Tuesday, September 2, 2008

Civil War Veepstakes. . .

Sure has been a lot of talk lately about vice-presidential candidates. . .Pundits and talking heads have been on the air waxing nauseatingly about Senator So and So and Governor Such and Such, and what they each bring to their respective parties and to each of the presidential hopefuls. So in the spirit of the current Veepstakes season, I thought I'd spend some time with America's own Fifteenth Vice-President of the United States. . .the Honorable Hannibal Hamlin, of Maine.

His was (is) a memorable name, but he is certainly not among the most recognized members of Abraham Lincoln's ring of political insiders and confidants. He has taken a backseat in memory to the William Sewards and Edwin Stantons, and I am almost embarrassed to say that I, too, know little of Mr. Hamlin's background and his career in public service. Turns out, it was a lengthy one. . .He served in the Maine House of Representatives and later in the US House before being elected to the US Senate. He was a lifelong Democrat, but in the mid-1850s he split from the party. A staunch anti-slavery man, and later abolitionist, Hamlin became a Republican in 1856. That same year he was elected governor of Maine, but held this position only a short time before returning to the Senate.
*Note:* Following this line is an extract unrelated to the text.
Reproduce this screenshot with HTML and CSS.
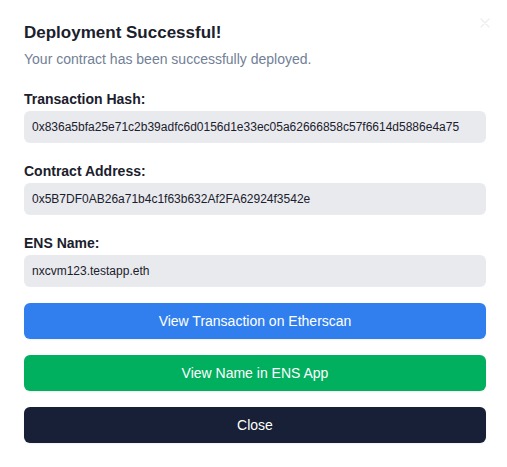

When it came time to select Mr. Lincoln's running mate in 1860, Hamlin had one very important thing going for him. . .and it wasn't his decades' worth of experience. Instead, it was because he hailed from Maine and the Republican Party, hoping to balance the ticket, chose the New Englander. It was a position he did not seek, nor much desire, but he reluctantly agreed. His selection was a purely political maneuver, in the truest sense of the term. It appears as though Hamlin had little influence in the Lincoln White House, and that Mr. Lincoln did not actively seek his veep's opinions all too often. However, Hamlin urged emancipation almost from the start of the war and when Lincoln finally got around to adopting this policy, he allegedly made his decision known first to the Maine native.

When it came time for reelection, Hamlin's name was kept off the ballot. Republicans were still seeking to present a balanced ticket, but this time they looked south. . .to Tennessee Senator and Military Governor Andrew Johnson. After the war, Hamlin returned for several more terms in the Senate and served for two years as Minister to Spain. He then retired, and soon slipped into the realm of the obscure.

Hannibal Hamlin died at the age of 81, on Independence Day, 1891, while in the middle of a card game. His remains were buried in Bangor.